Ethisches Minenfeld tänzelnd durchquert
Die noch größere Überraschung ist wohl die Tonalität von Voice of Silence. Eigentlich sollte es diese angesichts der Schwere der Thematik gar nicht geben, aber sie funktioniert: Die Handlung bewegt sich souverän und leichtfüßig über das ihr zugrunde liegende kriminelle Umfeld. Im Vordergrund steht zwar die Entführung, doch die eigentliche Kernfrage ist, wie es für einen Menschen ist, nahezu unsichtbar (oder in Tae-ins Fall stumm) zu sein. Passend dazu gibt es auch wenig, das von den zwischenmenschlichen Bindungen ablenken könnte. Kein Trubel der Großstadt, keine große Ansammlung an Figuren, die das beinahe sanfte Treiben stören könnten. Eingefangen wird die Erzählweise in tollen Bildern mit starken Aufnahmen des ländlichen Settings und der emotionale Score untermalt diese feinfühligen Aspekte. Auch hier drängt sich ein Vergleich auf: Wo andere Filme vorwiegend auf Dunkelheit gesetzt hätten, spielt sich die Geschichte von Voice of Silence ausschließlich im Tageshellen ab und bringt einige sonnendurchflutete Bildeinstellungen mit.

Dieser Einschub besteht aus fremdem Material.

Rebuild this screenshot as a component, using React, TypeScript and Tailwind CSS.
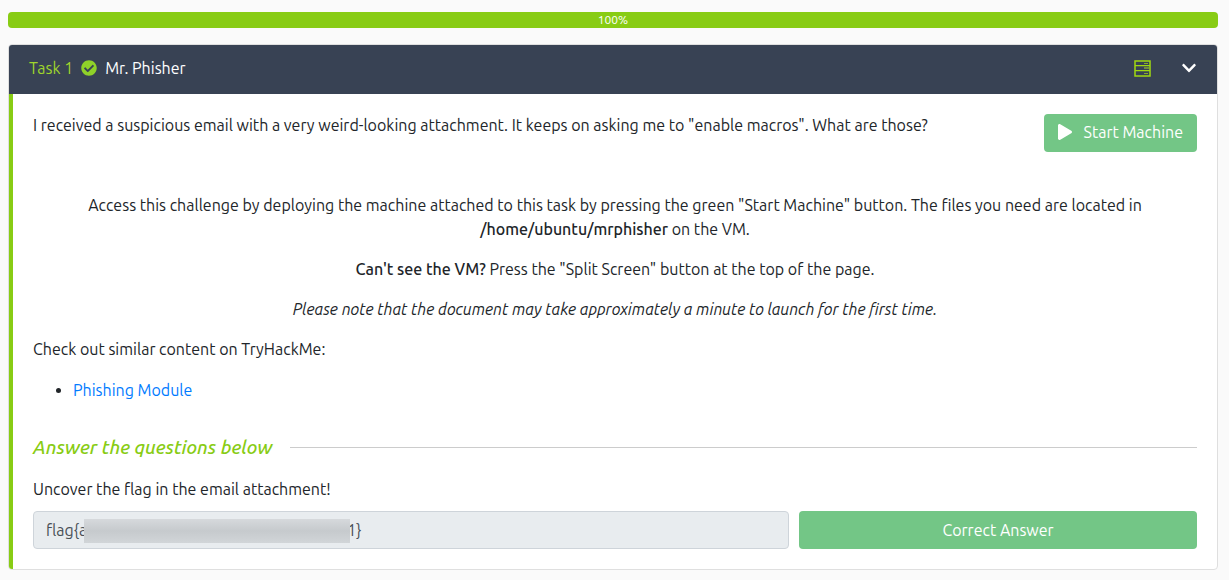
import { FaCheckCircle, FaChevronDown, FaPlay } from "react-icons/fa";

const maskedFlag = `flag{a${"\u00a0".repeat(71)}1}`;

function ServerIcon() {
  return (
    <svg viewBox="0 0 17 17" className="size-[17px]" fill="none" aria-hidden="true">
      <path d="M1 5.5H16M1 10.5H16" stroke="#a0d911" strokeWidth="1.25" />
      <rect x="10" y="7" width="5" height="2" fill="#6f8d3c" />
      <path d="M10 3.5H14M10 13.5H14" stroke="#88ad2b" />
      <rect x="1" y="1" width="15" height="15" stroke="#a0d911" strokeWidth="1.5" />
    </svg>
  );
}

export default function App() {
  return (
    <main className="min-h-screen bg-[#fafafa] py-3 pr-[11px] pl-2 font-['Ubuntu','Noto_Sans',sans-serif] text-base leading-6 text-[#212529]">
      <div
        role="progressbar"
        aria-label="Room progress"
        aria-valuenow={100}
        className="mb-4 h-4 rounded bg-[#88cc14] text-center text-xs leading-4 text-white"
      >
        100%
      </div>

      <section className="overflow-hidden rounded border border-[#dfdfdf] bg-white">
        <header className="flex h-[49px] items-center justify-between bg-[#384254] pr-5 pb-[3px] pl-5 text-white">
          <h2 className="flex items-center gap-2">
            <span className="text-[#9fd52c]">Task 1</span>
            <FaCheckCircle className="size-4 text-[#8fd129]" aria-label="Completed" />
            <span>Mr. Phisher</span>
          </h2>
          <div className="flex items-center gap-[30px]">
            <ServerIcon />
            <button type="button" aria-label="Collapse task">
              <FaChevronDown className="size-4" />
            </button>
          </div>
        </header>

        <div className="border-l-4 border-[#88cc14] px-5 pt-5 pb-5">
          <div className="mb-[41px] flex items-start justify-between">
            <p className="-mt-px">
              I received a suspicious email with a very weird-looking attachment. It keeps on asking
              me to "enable macros". What are those?
            </p>
            <button
              type="button"
              className="flex h-[38px] shrink-0 items-center gap-3 rounded bg-[#73c686] px-[14px] pb-[2px] text-white"
            >
              <FaPlay className="h-4 w-[14px]" />
              Start Machine
            </button>
          </div>

          <div className="mb-4 space-y-4 text-center">
            <p>
              Access this challenge by deploying the machine attached to this task by pressing the
              green "Start Machine" button. The files you need are located in
              <br />
              <span className="font-medium">/home/ubuntu/mrphisher</span> on the VM.
            </p>
            <p>
              <span className="font-medium">Can't see the VM?</span> Press the "Split Screen" button
              at the top of the page.
            </p>
            <p className="italic">
              Please note that the document may take approximately a minute to launch for the first
              time.
            </p>
          </div>

          <p className="mb-[17px]">Check out similar content on TryHackMe:</p>
          <ul className="list-disc pl-10">
            <li>
              <a href="#phishing" className="text-[#007bff]">
                Phishing Module
              </a>
            </li>
          </ul>

          <div className="mt-[31px] mb-4 flex items-center gap-[18px]">
            <h3 className="text-[19px] leading-7 font-medium text-[#88cc14] italic">
              Answer the questions below
            </h3>
            <hr className="flex-1 border-[#cccccc]" />
          </div>

          <label htmlFor="answer" className="mb-[10px] block">
            Uncover the flag in the email attachment!
          </label>
          <div className="grid grid-cols-[1.9fr_1fr] gap-[10px]">
            <div className="relative">
              <input
                id="answer"
                readOnly
                value={maskedFlag}
                className="h-[38px] w-full rounded border border-[#ced4da] bg-[#e8ecef] px-3 text-[#495057]"
              />
              <span className="absolute top-2 left-[51px] h-6 w-[266px] bg-linear-to-b from-[#d6d9dc] via-[#c6cacd] to-[#d1d5d8]" />
            </div>
            <button type="button" className="h-[38px] rounded bg-[#73c686] text-white">
              Correct Answer
            </button>
          </div>
        </div>
      </section>
    </main>
  );
}
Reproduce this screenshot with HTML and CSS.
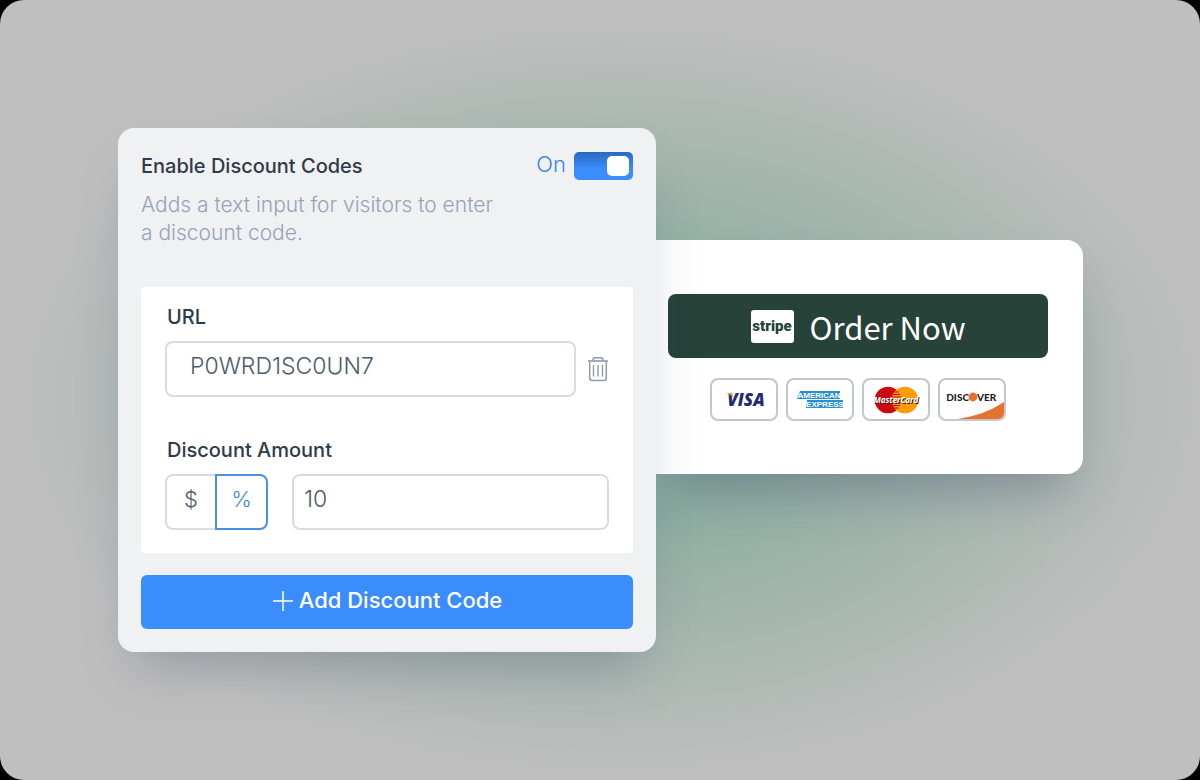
FILE: index.html
```html
<!DOCTYPE html>
<html lang="en">

<head>
    <meta charset="UTF-8">
    <meta name="viewport" content="width=device-width, initial-scale=1.0">
    <title>Discount Codes</title>
    <link rel="stylesheet" href="styles.css">
</head>

<body>
    <main class="stage">
        <form class="panel">
            <div class="panel-header">
                <h2>Enable Discount Codes</h2>
                <label class="toggle">
                    <span>On</span>
                    <input type="checkbox" checked>
                </label>
            </div>
            <p class="description">Adds a text input for visitors to enter a discount code.</p>

            <div class="code-box">
                <label class="field-label" for="code">URL</label>
                <div class="code-row">
                    <input class="text-input code-input" id="code" type="text" value="P0WRD1SC0UN7">
                    <button class="delete" type="button" aria-label="Delete code">
                        <svg width="22" height="26" viewBox="0 0 22 26" fill="none" stroke="#8f9bab">
                            <path d="M1 5h20" stroke-width="1.6" />
                            <path d="M6 5V4q0-2.200 2.200-2.200h5.600Q16 1.800 16 4v1" stroke-width="1.400" />
                            <path d="M2.700 5v17q0 2.500 2.500 2.500h11.600q2.500 0 2.500-2.500V5" stroke-width="1.500" />
                            <path d="M6.500 9v11.500M11 9v11.500M15.500 9v11.500" stroke-width="1.400" />
                        </svg>
                    </button>
                </div>

                <label class="field-label amount-label" for="amount">Discount Amount</label>
                <div class="amount-row">
                    <div class="units">
                        <label class="unit"><input type="radio" name="unit">$</label>
                        <label class="unit"><input type="radio" name="unit" checked>%</label>
                    </div>
                    <input class="text-input amount-input" id="amount" type="text" value="10">
                </div>
            </div>

            <button class="add" type="button">
                <svg width="22" height="22" viewBox="0 0 22 22" stroke="#fff" stroke-width="1.5">
                    <path d="M1 12h20M11 2v20" />
                </svg>
                Add Discount Code
            </button>
        </form>

        <section class="order">
            <button class="order-button" type="button">
                <span class="stripe">stripe</span>
                Order Now
            </button>
            <ul class="cards">
                <li class="card">
                    <svg width="64" height="39" viewBox="0 0 64 39">
                        <text class="visa" x="34" y="26" text-anchor="middle">VISA</text>
                        <path d="M14 13h5q2 1 2.500 5-3-4-7.500-5z" fill="#e8a33d" />
                    </svg>
                </li>
                <li class="card">
                    <svg width="64" height="39" viewBox="0 0 64 39">
                        <path d="M12 11h40v8H9zM19 20h36v8H18z" fill="#2a8fd0" />
                        <text class="amex" x="31" y="18" text-anchor="middle">AMERICAN</text>
                        <text class="amex" x="37" y="27" text-anchor="middle">EXPRESS</text>
                    </svg>
                </li>
                <li class="card">
                    <svg width="64" height="39" viewBox="0 0 64 39">
                        <circle cx="24" cy="20" r="13.300" fill="#cc0a0f" />
                        <circle cx="41" cy="20" r="13.300" fill="#f99d0b" />
                        <path d="M30 12h5M29 14.500h7M28 17h9M28 23h9M29 25.500h7M30 28h5" stroke="#cc0a0f" />
                        <text class="mastercard-shadow" x="33" y="24" text-anchor="middle">MasterCard</text>
                        <text class="mastercard" x="32" y="23" text-anchor="middle">MasterCard</text>
                    </svg>
                </li>
                <li class="card">
                    <svg width="64" height="39" viewBox="0 0 64 39">
                        <path d="M18 39Q45 35 64 22v17z" fill="#e4732f" />
                        <text class="discover" x="29" y="21" text-anchor="end">DISC</text>
                        <circle cx="33" cy="17" r="4.400" fill="#e4732f" />
                        <text class="discover" x="37" y="21">VER</text>
                    </svg>
                </li>
            </ul>
        </section>
    </main>
</body>

</html>
```

FILE: styles.css
```css
* {
    box-sizing: border-box;
}

body {
    margin: 0;
    background-color: #000;
    font-family: Inter, "Liberation Sans", sans-serif;
    color: #303b4a;
}

.stage {
    display: grid;
    grid-template-columns: minmax(0, 538fr) minmax(0, 427fr);
    align-items: center;
    min-height: 100vh;
    padding: 24px 117px 24px 118px;
    border-radius: 24px;
    background: radial-gradient(ellipse 50% 49% at 51% 51%, #82ac9c 0%, #8cafa1 30%, #9fb4ab 55%, #b0bab5 78%, #bbbdbc 92%, #bfbfbf 100%), #bfbfbf;
}

/* discount settings */
.panel {
    position: relative;
    padding: 24px 23px 23px;
    border-radius: 16px;
    background-color: #eff1f3;
    box-shadow: 0 30px 50px -18px rgba(72, 78, 110, 0.35);
}

.panel-header {
    display: flex;
    justify-content: space-between;
    align-items: center;
}

h2 {
    margin: 0;
    font-size: 20px;
    font-weight: 500;
    line-height: 28px;
}

.toggle {
    display: flex;
    align-items: center;
    gap: 8px;
    height: 28px;
    font-size: 22px;
    font-weight: 300;
    color: #3f86e0;
}

.toggle span {
    padding-bottom: 4px;
}

.toggle input {
    appearance: none;
    display: flex;
    justify-content: flex-end;
    width: 59px;
    height: 28px;
    margin: 0;
    padding: 4px;
    border-radius: 5px;
    background: linear-gradient(#2d69bd, #3b8cfd 60%);
}

.toggle input::before {
    content: "";
    width: 22px;
    border-radius: 5px;
    background-color: #fff;
}

.description {
    max-width: 360px;
    margin: 11px 0 40px;
    font-size: 21px;
    font-weight: 300;
    line-height: 28px;
    color: #97a3b8;
}

.code-box {
    padding: 16px 24px 23px;
    border-radius: 4px;
    background-color: #fff;
}

.field-label {
    display: block;
    margin-bottom: 10px;
    padding-left: 2px;
    font-size: 20px;
    font-weight: 500;
    line-height: 28px;
}

.amount-label {
    margin-top: 39px;
}

.code-row,
.amount-row,
.units {
    display: flex;
    align-items: center;
}

.text-input {
    flex: 1;
    min-width: 0;
    height: 56px;
    border: 2px solid #d8dcdf;
    border-radius: 8px;
    background-color: #fff;
    font: 300 23px Inter, "Liberation Sans", sans-serif;
    color: #4e5b6b;
}

.code-input {
    padding: 0 23px 6px;
}

.amount-input {
    padding: 0 10px 6px;
}

.code-row {
    gap: 11px;
}

.amount-row {
    gap: 24px;
}

.delete {
    display: flex;
    padding: 0;
    border: 0;
    background: none;
}

.unit {
    display: flex;
    align-items: center;
    justify-content: center;
    width: 50px;
    height: 56px;
    padding-bottom: 6px;
    border: 2px solid #d8dcdf;
    border-right: 0;
    border-radius: 8px 0 0 8px;
    font-size: 22px;
    font-weight: 300;
    color: #4e5b6b;
}

.unit + .unit {
    width: 53px;
    border: 2px solid #4a90e2;
    border-radius: 0 8px 8px 0;
    color: #3f86e0;
}

.unit input {
    appearance: none;
    width: 0;
    margin: 0;
}

.add {
    display: flex;
    align-items: center;
    justify-content: center;
    gap: 5px;
    width: 100%;
    height: 54px;
    margin-top: 22px;
    padding: 0 0 4px;
    border: 0;
    border-radius: 6px;
    background-color: #3b8cfd;
    font: 500 22px Inter, "Liberation Sans", sans-serif;
    color: #fff;
}

/* checkout preview */
.order {
    margin-bottom: 66px;
    padding: 54px 35px 53px 12px;
    border-radius: 0 16px 16px 0;
    background-color: #fff;
    box-shadow: 0 30px 50px -14px rgba(72, 78, 110, 0.4);
}

.order-button {
    display: flex;
    align-items: center;
    justify-content: center;
    gap: 16px;
    width: 100%;
    height: 64px;
    padding: 0;
    border: 0;
    border-radius: 8px;
    background-color: #264239;
    font: 400 31px "Noto Sans CJK SC", "Noto Sans", sans-serif;
    color: #fff;
}

.stripe {
    width: 43px;
    height: 33px;
    border-radius: 3px;
    background-color: #fff;
    font-family: Roboto, sans-serif;
    font-size: 15px;
    font-weight: 900;
    line-height: 32px;
    color: #264239;
}

.cards {
    display: flex;
    justify-content: center;
    gap: 8px;
    margin: 20px 0 0;
    padding: 0;
    list-style: none;
}

.card {
    width: 68px;
    height: 43px;
    border: 2px solid #c4c7c9;
    border-radius: 8px;
    overflow: hidden;
}

.card svg {
    display: block;
}

.visa {
    font: italic 800 17px "Open Sans", sans-serif;
    fill: #242a72;
}

.amex {
    font: 700 8px "Liberation Sans", sans-serif;
    fill: #fff;
}

.mastercard,
.mastercard-shadow {
    font: italic 700 8px "Open Sans", sans-serif;
    fill: #fff;
}

.mastercard-shadow {
    fill: #4a1010;
}

.discover {
    font: 900 10px Lato, sans-serif;
    fill: #231f20;
}
```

Ausdifferenzierte Erzählweise
In manchen Szenen ist gar nicht immer klar, was das tonale Ziel der Einstellung ist. Die Stimmung kann sich durchaus auch mal ruckartig verändern. Regisseurin und Drehbuchautorin Hong Eui-jeong streut Comedy-Szenen durchaus auch dort ein, wo man sie nicht unbedingt erwarten würde. Chang-bok ist der regelkonforme Charakter und Mentor, der auf die Einhaltung von Leitlinien pocht, während Yoo Ah-in die nahbarere Figur ist, die es dem Publikum leicht macht, diese Reise mitzugehen. Was beide eint, ist ihre gesellschaftliche Randposition in einer Welt, die sie längst vergessen hat. Voice of Silence ist aber ein faszinierender Film der Gegensätze, denn während die gezeigte Welt nur nach monetären Spielregeln funktioniert, läuft die Sympathievergabe des Publikums eben nach ganz anderen Parametern ab. Chang-bok und Tae-in sind nicht die schlechte Gesellschaft, sie befinden sich nur in einer schlechten (und korrupten) Gesellschaft.
Fazit
Die Beschreibung von Voice of Silence liest sich düster und geradezu schwermütig. Wo immer es um entführte Kinder geht, ist Humor fehl am Platz. Hong Eui-jeong platziert die Handlung ihres Films allerdings von Anfang an in einem positiven Umfeld. Trotz ihrer Taten sind die beiden Ganoven Tae-in und Chang-bok nämlich sympathische Zeitgenossen, die das Publikum schnell für sich erobern können mit ihrer eigenwilligen Art. Das hebt die Handlung auf eine angenehme Weise aus all den Entführungsdramen und Menschenhandel-Thrillern hervor, denn die entschleunigte Handlung will sich gar nicht in irgendeiner Schwere wälzen, sondern sich eher mit dem Aufkeimen zwischenmenschlicher Bindungen befassen. Im problematischen Kinojahrgang 2020 gelang es Voice of Silence deshalb auch, viele Zuschauer*innen in die Kinos zu locken. Denn die 99 Minuten Spielzeit fühlen nach purem Eskapismus und Entschleunigung des Alltags da an, wo plötzlich ganz andere Dinge wichtig werden.